The papers in this special issue Integrative Analysis of Division of Labor focus on worker DOL in various hymenopterans (specifically in ants and bees). DOL is by no means a static process but highly plastic, as individual tasks are adjusted to the need of the colony (e.g., Robinson et al. 2009). The flexibility of temporal polyethism can be modeled in respect to response thresholds (Robinson 1987; Bonabeau and Theraulaz 1999) that regulate individual task performance. Variation in response thresholds between and within individuals is expected to be due to genetics, aging, and learning (Bonabeau and Theraulaz 1999) but needs more empirical support. Or, as Bonabeau and Theraulaz (1999) stated: “While there is a growing body of evidence showing the effects of genotypic characteristics on response thresholds and task allocation, the two other factors are certainly plausible but remain to a large extent unexplored.” Neurobiological and genomic factors also require more attention. The present special issue will not only make a significant contribution to causal aspects of DOL but also considers fitness aspects and the complex interplay of causal and functional aspects.

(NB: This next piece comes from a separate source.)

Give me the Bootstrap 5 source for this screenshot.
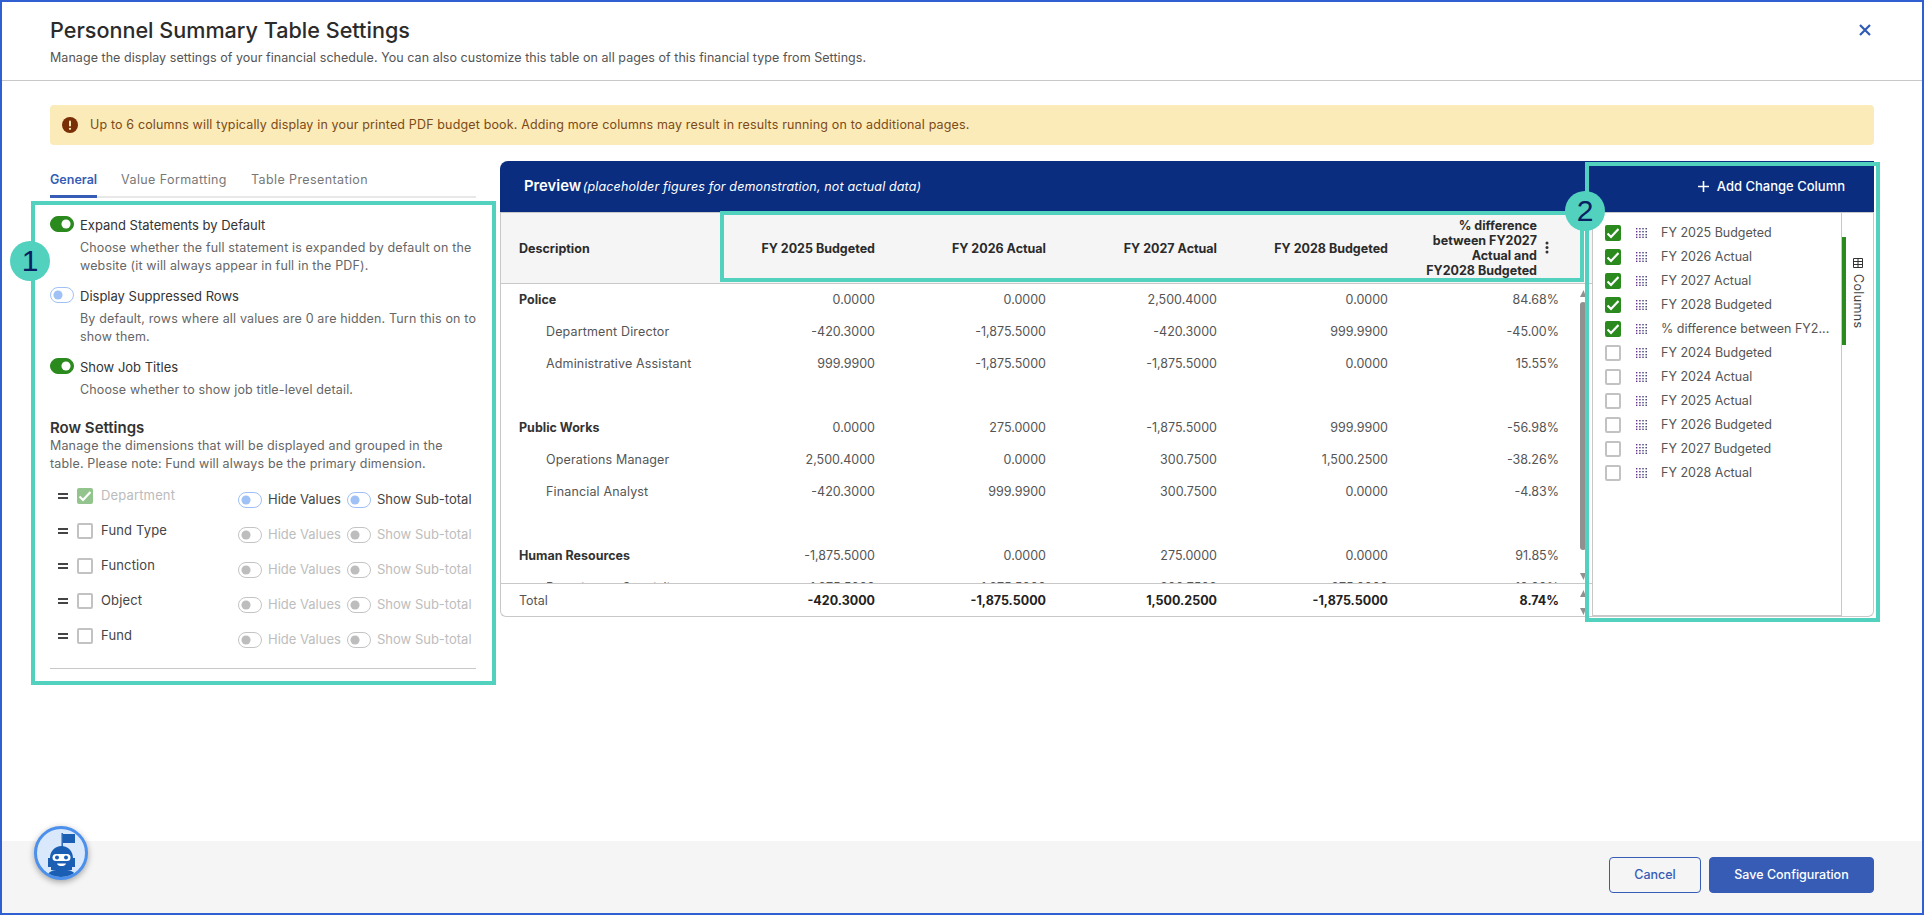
<!DOCTYPE html>
<html lang="en">
<head>
    <meta charset="UTF-8">
    <meta name="viewport" content="width=device-width, initial-scale=1.0">
    <title>Personnel Summary Table Settings</title>
    <link href="https://cdn.jsdelivr.net/npm/bootstrap@5.3.0/dist/css/bootstrap.min.css" rel="stylesheet">
    <style>
        html, body { height: 100%; overflow: hidden; }
        body { font-family: "Inter", "Liberation Sans", sans-serif; font-size: 13px; color: #444; background: #fff; }
        .app-frame { position: relative; height: 915px; border: 2px solid #2f5fd0; display: flex; flex-direction: column; }

        .modal-head { height: 79px; padding: 16px 0 0 48px; border-bottom: 1px solid #c8c8c8; flex: none; position: relative; }
        .modal-head h1 { font-size: 21.6px; font-weight: 500; line-height: 24px; color: #2b2b2b; margin: 0 0 7px; }
        .modal-head p { font-size: 12.5px; line-height: 18px; color: #555; margin: 0; letter-spacing: .05px; }
        .close-x { position: absolute; right: 50px; top: 21px; background: none; border: 0; padding: 0; line-height: 0; }

        .modal-main { flex: 1; padding: 24px 48px 0; min-height: 0; }
        .notice { height: 40px; background: #faebb9; color: #7d4a16; border-radius: 4px; padding-left: 12px; gap: 12px; font-size: 12.5px; letter-spacing: .15px; margin-bottom: 16px; }

        .left-col { width: 426px; flex: none; }
        .tab-links { border-bottom: 2px solid #e8e8e8; height: 37px; gap: 24px; margin-bottom: 18px; }
        .tab-links .nav-link { padding: 10px 0 0; height: 37px; color: #777; font-size: 12.5px; letter-spacing: .4px; }
        .tab-links .nav-link.active { color: #365cb5; font-weight: 600; letter-spacing: 0; border-bottom: 3px solid #365cb5; }

        .opt-block { display: flex; gap: 6px; margin-bottom: 12px; }
        .opt-text { margin-right: -10px; }
        .opt-title { color: #333; line-height: 18px; font-size: 13px; }
        .opt-desc { color: #666; font-size: 12.5px; line-height: 18px; margin: 5px 0 0; letter-spacing: .15px; }
        .row-heading { font-size: 15px; font-weight: 600; color: #333; line-height: 18px; margin: 20px 0 0; }

        .form-check-input.tgl { width: 24px; height: 16px; margin: 0; flex: none; border: 1px solid #9fc1f5; border-radius: 8px; background-color: #fff; background-repeat: no-repeat; background-position: left center; background-size: contain; background-image: url("data:image/svg+xml,%3csvg xmlns='http://www.w3.org/2000/svg' viewBox='-4 -4 8 8'%3e%3ccircle r='2.6' fill='%239fc1f5'/%3e%3c/svg%3e"); }
        .form-check-input.tgl:checked { background-color: #2a8a1e; border-color: #2a8a1e; background-position: right center; background-image: url("data:image/svg+xml,%3csvg xmlns='http://www.w3.org/2000/svg' viewBox='-4 -4 8 8'%3e%3ccircle r='2.6' fill='%23fff'/%3e%3c/svg%3e"); }
        .form-check-input.tgl:disabled { opacity: 1; border-color: #c4c4c4; background-image: url("data:image/svg+xml,%3csvg xmlns='http://www.w3.org/2000/svg' viewBox='-4 -4 8 8'%3e%3ccircle r='2.6' fill='%23bdbdbd'/%3e%3c/svg%3e"); }
        .form-check-input.box { width: 16px; height: 16px; margin: 0; flex: none; border: 2px solid #c2c2c2; border-radius: 2px; background-size: 16px; }
        .form-check-input.box:checked { background-color: #2a8a1e; border-color: #2a8a1e; background-image: url("data:image/svg+xml,%3csvg xmlns='http://www.w3.org/2000/svg' viewBox='0 0 16 16'%3e%3cpath d='M2.500 8.500l3.500 3.500 7.500-8' fill='none' stroke='%23fff' stroke-width='2.200'/%3e%3c/svg%3e"); }
        .form-check-input.box:disabled { opacity: .5; }

        .dim-list { margin-top: 5px; }
        .dim-row { height: 35px; display: flex; align-items: center; }
        .dim-bars { width: 10px; height: 6px; margin: 0 9px 0 8px; border-top: 2px solid #444; border-bottom: 2px solid #444; flex: none; }
        .dim-name { width: 137px; margin-left: 8px; flex: none; letter-spacing: .15px; }
        .dim-row.muted .dim-name { color: #bbb; }
        .dim-opts { display: flex; align-items: center; margin-top: 8px; }
        .dim-opts span { margin-left: 6px; color: #444; }
        .dim-opts span.val-lbl { width: 79px; }
        .dim-opts.off span { color: #bdbdbd; }
        .left-rule { border-top: 1px solid #c8c8c8; margin-top: 15px; }

        .preview { margin-left: 24px; flex: 1; min-width: 0; }
        .preview-bar { height: 51px; background: #0a2d80; color: #fff; border-radius: 8px 0 0 0; padding: 0 29px 0 24px; }
        .preview-bar b { font-size: 14.8px; font-weight: 600; }
        .preview-bar i { font-size: 12.5px; letter-spacing: .15px; margin-left: -2px; }
        .add-col { color: #fff; font-size: 13px; font-weight: 500; gap: 8px; }
        .preview-body { height: 405px; border-top: 1px solid #c8c8c8; }

        .table-area { position: relative; width: 1092px; flex: none; border-left: 1px solid #c8c8c8; border-bottom: 1px solid #c8c8c8; border-radius: 0 0 0 6px; }
        .fig-table { table-layout: fixed; width: 1079px; margin: 0; color: #555; font-size: 12.5px; }
        .fig-table td, .fig-table th { border: 0; padding: 0 21px 0 0; text-align: right; vertical-align: middle; background: transparent; color: inherit; }
        .fig-table td:first-child, .fig-table th:first-child { width: 224px; padding: 0 0 0 18px; text-align: left; }
        .fig-table tr { height: 32px; }
        .fig-table td.group { font-weight: 700; color: #333; }
        .fig-table td.sub { padding-left: 45px; letter-spacing: .15px; }
        .head-wrap { background: #f5f5f5; border-bottom: 1px solid #c8c8c8; height: 71px; }
        .head-wrap .fig-table { height: 70px; color: #2b2b2b; }
        .head-wrap th { font-weight: 700; line-height: 15px; }
        .head-wrap th:last-child { padding-right: 43px; position: relative; }
        .kebab { position: absolute; right: 31px; top: 28px; line-height: 0; }
        .body-wrap { height: 300px; overflow: hidden; border-bottom: 1px solid #c8c8c8; }
        .foot-wrap { height: 31px; padding-top: 3px; }
        .foot-wrap .fig-table tr { height: 28px; }
        .foot-wrap td { color: #222; font-weight: 700; }
        .foot-wrap td:first-child { font-weight: 400; color: #555; }

        .thumb { position: absolute; left: 1079px; width: 6px; background: #909090; }
        .thumb.bar { top: 89px; height: 248px; border-radius: 3px; }
        .thumb.tip { height: 7px; clip-path: polygon(60% 0, 100% 100%, 0 100%); }
        .thumb.tip.down { clip-path: polygon(0 0, 100% 0, 60% 100%); }

        .col-list { width: 250px; flex: none; border-left: 1px solid #c8c8c8; border-right: 1px solid #c8c8c8; border-bottom: 2px solid #c8c8c8; padding: 8px 12px 0; }
        .col-item { height: 24px; display: flex; align-items: center; color: #555; font-size: 12.5px; white-space: nowrap; }
        .col-item svg { margin: 0 14px 0 15px; flex: none; }
        .side-rail { position: relative; flex: 1; border-right: 1px solid #c8c8c8; border-bottom: 1px solid #c8c8c8; border-radius: 0 0 6px 0; display: flex; flex-direction: column; align-items: center; padding-top: 45px; gap: 6px; color: #444; font-size: 12.5px; letter-spacing: .35px; }
        .side-rail span { writing-mode: vertical-rl; }
        .rail-mark { position: absolute; left: 0; top: 24px; width: 4px; height: 108px; background: #2a8a1e; }

        .modal-foot { height: 72px; flex: none; background: #f5f5f5; padding: 16px 48px 0 0; gap: 8px; }
        .btn-cancel, .btn-save { height: 36px; font-size: 12.5px; font-weight: 500; border-radius: 4px; padding: 0; }
        .btn-cancel { width: 92px; background: transparent; border: 1px solid #365cb5; color: #365cb5; }
        .btn-save { width: 165px; background: #365cb5; border: 1px solid #365cb5; color: #fff; }

        /* annotations over the screenshot */
        .callout { position: absolute; border: 4px solid #52d1bf; pointer-events: none; }
        .callout-num { position: absolute; width: 40px; height: 40px; border-radius: 50%; background: #52d1bf; color: #0a2060; font-family: "Liberation Sans", sans-serif; font-size: 30px; line-height: 40px; text-align: center; }
        .robot-btn { position: absolute; left: 32px; top: 824px; width: 54px; height: 54px; border-radius: 50%; border: 3px solid #4a90ec; background: #d9e9fb; box-shadow: 0 2px 6px rgba(0,0,0,.35); overflow: hidden; line-height: 0; }
    </style>
</head>
<body>
<svg width="0" height="0" class="position-absolute">
    <symbol id="grip" viewBox="0 0 11 10">
        <g fill="#6a2c8c"><rect x="0" y="0" width="1.4" height="1.4"/><rect x="0" y="3" width="1.4" height="1.4"/><rect x="0" y="6" width="1.4" height="1.4"/><rect x="0" y="8.6" width="1.4" height="1.4"/></g>
        <g fill="#4f2f80"><rect x="3.2" y="0" width="1.4" height="1.4"/><rect x="3.2" y="3" width="1.4" height="1.4"/><rect x="3.2" y="6" width="1.4" height="1.4"/><rect x="3.2" y="8.6" width="1.4" height="1.4"/></g>
        <g fill="#3f3a80"><rect x="6.3" y="0" width="1.4" height="1.4"/><rect x="6.3" y="3" width="1.4" height="1.4"/><rect x="6.3" y="6" width="1.4" height="1.4"/><rect x="6.3" y="8.6" width="1.4" height="1.4"/></g>
        <g fill="#3a3a70"><rect x="9.5" y="0" width="1.4" height="1.4"/><rect x="9.5" y="3" width="1.4" height="1.4"/><rect x="9.5" y="6" width="1.4" height="1.4"/><rect x="9.5" y="8.6" width="1.4" height="1.4"/></g>
    </symbol>
</svg>

<div class="app-frame">
    <!-- Header -->
    <div class="modal-head">
        <h1>Personnel Summary Table Settings</h1>
        <p>Manage the display settings of your financial schedule. You can also customize this table on all pages of this financial type from Settings.</p>
        <button class="close-x" type="button" aria-label="Close">
            <svg width="14" height="14" viewBox="0 0 14 14"><path d="M2 2 12 12M12 2 2 12" stroke="#2f5bb5" stroke-width="2.2" fill="none"/></svg>
        </button>
    </div>

    <div class="modal-main">
        <div class="notice d-flex align-items-center">
            <svg width="16" height="16" viewBox="0 0 16 16"><circle cx="8" cy="8" r="8" fill="#7a2e05"/><rect x="7" y="3.4" width="2" height="6" rx="1" fill="#faebb9"/><circle cx="8" cy="11.8" r="1.15" fill="#faebb9"/></svg>
            <span>Up to 6 columns will typically display in your printed PDF budget book. Adding more columns may result in results running on to additional pages.</span>
        </div>

        <div class="d-flex">
            <!-- Left settings column -->
            <div class="left-col">
                <ul class="nav tab-links">
                    <li class="nav-item"><a class="nav-link active" href="#">General</a></li>
                    <li class="nav-item"><a class="nav-link" href="#">Value Formatting</a></li>
                    <li class="nav-item"><a class="nav-link" href="#">Table Presentation</a></li>
                </ul>

                <div class="opt-block">
                    <input class="form-check-input tgl" type="checkbox" role="switch" checked>
                    <div class="opt-text">
                        <div class="opt-title">Expand Statements by Default</div>
                        <p class="opt-desc">Choose whether the full statement is expanded by default on the website (it will always appear in full in the PDF).</p>
                    </div>
                </div>
                <div class="opt-block">
                    <input class="form-check-input tgl" type="checkbox" role="switch">
                    <div class="opt-text">
                        <div class="opt-title">Display Suppressed Rows</div>
                        <p class="opt-desc">By default, rows where all values are 0 are hidden. Turn this on to show them.</p>
                    </div>
                </div>
                <div class="opt-block">
                    <input class="form-check-input tgl" type="checkbox" role="switch" checked>
                    <div class="opt-text">
                        <div class="opt-title">Show Job Titles</div>
                        <p class="opt-desc">Choose whether to show job title-level detail.</p>
                    </div>
                </div>

                <h2 class="row-heading">Row Settings</h2>
                <p class="opt-desc mt-0">Manage the dimensions that will be displayed and grouped in the table. Please note: Fund will always be the primary dimension.</p>
                <div class="dim-list" id="dimRows"></div>
                <div class="left-rule"></div>
            </div>

            <!-- Preview -->
            <div class="preview">
                <div class="preview-bar d-flex align-items-center justify-content-between">
                    <div><b>Preview</b> <i>(placeholder figures for demonstration, not actual data)</i></div>
                    <div class="add-col d-flex align-items-center">
                        <svg width="11" height="11" viewBox="0 0 11 11"><path d="M5.5 0v11M0 5.5h11" stroke="#fff" stroke-width="1.6"/></svg>
                        <span>Add Change Column</span>
                    </div>
                </div>
                <div class="preview-body d-flex">
                    <div class="table-area">
                        <div class="head-wrap">
                            <table class="table fig-table">
                                <tr>
                                    <th>Description</th>
                                    <th>FY 2025 Budgeted</th>
                                    <th>FY 2026 Actual</th>
                                    <th>FY 2027 Actual</th>
                                    <th>FY 2028 Budgeted</th>
                                    <th>% difference<br>between FY2027<br>Actual and<br>FY2028 Budgeted
                                        <span class="kebab"><svg width="4" height="13" viewBox="0 0 4 13"><circle cx="2" cy="2" r="1.5" fill="#333"/><circle cx="2" cy="6.5" r="1.5" fill="#333"/><circle cx="2" cy="11" r="1.5" fill="#333"/></svg></span>
                                    </th>
                                </tr>
                            </table>
                        </div>
                        <div class="body-wrap">
                            <table class="table fig-table"><tbody id="figRows"></tbody></table>
                        </div>
                        <div class="foot-wrap">
                            <table class="table fig-table">
                                <tr><td>Total</td><td>-420.3000</td><td>-1,875.5000</td><td>1,500.2500</td><td>-1,875.5000</td><td>8.74%</td></tr>
                            </table>
                        </div>
                        <div class="thumb tip" style="top:77px"></div>
                        <div class="thumb bar"></div>
                        <div class="thumb tip down" style="top:360px"></div>
                        <div class="thumb tip" style="top:377px"></div>
                        <div class="thumb tip down" style="top:395px"></div>
                    </div>
                    <div class="col-list" id="colList"></div>
                    <div class="side-rail">
                        <div class="rail-mark"></div>
                        <svg width="10" height="10" viewBox="0 0 10 10"><path d="M.5.5h9v9h-9zM.5 3.5h9M.5 6.5h9M5 .5v9" stroke="#333" fill="none"/></svg>
                        <span>Columns</span>
                    </div>
                </div>
            </div>
        </div>
    </div>

    <!-- Footer -->
    <div class="modal-foot d-flex justify-content-end">
        <button class="btn btn-cancel" type="button">Cancel</button>
        <button class="btn btn-save" type="button">Save Configuration</button>
    </div>

    <!-- Annotations -->
    <div class="callout" style="left:29px;top:199px;width:465px;height:484px"></div>
    <div class="callout-num" style="left:8px;top:239px">1</div>
    <div class="callout" style="left:718px;top:209px;width:864px;height:71px"></div>
    <div class="callout" style="left:1583px;top:160px;width:295px;height:460px"></div>
    <div class="callout-num" style="left:1563px;top:189px">2</div>

    <div class="robot-btn">
        <svg width="48" height="48" viewBox="0 0 48 48">
            <path d="M24.5 4h1.4v14h-1.4zM26 5h12v9H26z" fill="#1a5fb4"/>
            <path d="M13 29c0-7 5-12 11.500-12S36 22 36 29h2v9h-3v3H14v-3h-3v-9z" fill="#1a5fb4"/>
            <rect x="15.500" y="25" width="18" height="7" rx="3.500" fill="#fff"/>
            <circle cx="20" cy="28.500" r="2" fill="#1a5fb4"/><circle cx="29" cy="28.500" r="2" fill="#1a5fb4"/>
            <path d="M20 34.500h9c-.5 2-2.500 2.500-4.500 2.500s-4-.5-4.500-2.500z" fill="#fff"/>
            <path d="M10 48c0-4 5-7 9-7h11c4 0 9 3 9 7z" fill="#1a5fb4"/>
        </svg>
    </div>
</div>

<script src="https://cdn.jsdelivr.net/npm/bootstrap@5.3.0/dist/js/bootstrap.bundle.min.js"></script>
<script>
    const figures = [
        ['group', 'Police', '0.0000', '0.0000', '2,500.4000', '0.0000', '84.68%'],
        ['sub', 'Department Director', '-420.3000', '-1,875.5000', '-420.3000', '999.9900', '-45.00%'],
        ['sub', 'Administrative Assistant', '999.9900', '-1,875.5000', '-1,875.5000', '0.0000', '15.55%'],
        ['', '', '', '', '', '', ''],
        ['group', 'Public Works', '0.0000', '275.0000', '-1,875.5000', '999.9900', '-56.98%'],
        ['sub', 'Operations Manager', '2,500.4000', '0.0000', '300.7500', '1,500.2500', '-38.26%'],
        ['sub', 'Financial Analyst', '-420.3000', '999.9900', '300.7500', '0.0000', '-4.83%'],
        ['', '', '', '', '', '', ''],
        ['group', 'Human Resources', '-1,875.5000', '0.0000', '275.0000', '0.0000', '91.85%'],
        ['sub', 'Recruitment Specialist', '-1,875.5000', '-1,875.5000', '300.7500', '275.0000', '-10.00%']
    ];
    document.getElementById('figRows').innerHTML = figures.map(row => {
        const cells = row.slice(2).map(v => `<td>${v}</td>`).join('');
        return `<tr><td class="${row[0]}">${row[1]}</td>${cells}</tr>`;
    }).join('');

    const dims = [['Department', true], ['Fund Type'], ['Function'], ['Object'], ['Fund']];
    document.getElementById('dimRows').innerHTML = dims.map(([name, on]) => `
        <div class="dim-row ${on ? 'muted' : ''}">
            <div class="dim-bars"></div>
            <input class="form-check-input box" type="checkbox" ${on ? 'checked disabled' : ''}>
            <div class="dim-name">${name}</div>
            <div class="dim-opts ${on ? '' : 'off'}">
                <input class="form-check-input tgl" type="checkbox" role="switch" ${on ? '' : 'disabled'}>
                <span class="val-lbl">Hide Values</span>
                <input class="form-check-input tgl" type="checkbox" role="switch" ${on ? '' : 'disabled'}>
                <span>Show Sub-total</span>
            </div>
        </div>`).join('');

    const cols = [
        ['FY 2025 Budgeted', true], ['FY 2026 Actual', true], ['FY 2027 Actual', true], ['FY 2028 Budgeted', true],
        ['% difference between FY2...', true], ['FY 2024 Budgeted'], ['FY 2024 Actual'], ['FY 2025 Actual'],
        ['FY 2026 Budgeted'], ['FY 2027 Budgeted'], ['FY 2028 Actual']
    ];
    document.getElementById('colList').innerHTML = cols.map(([name, on]) => `
        <div class="col-item">
            <input class="form-check-input box" type="checkbox" ${on ? 'checked' : ''}>
            <svg width="11" height="10"><use href="#grip"/></svg>
            <span>${name}</span>
        </div>`).join('');
</script>
</body>
</html>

I congratulate Guest Editor Simon K. A. Robson (Tropical Ecosystems, James Cook University, Australia) and James F. A. Traniello (Department of Biology, Boston University, USA), who has acted here both in the function of Guest Editor and Editor-in-Chief of Behavioral Ecology and Sociobiology for invertebrates, to have successfully recruited leading researchers to publish this special issue Integrative Analysis of Division of Labor. I am certain that their work will impact future research in the analysis of DOL.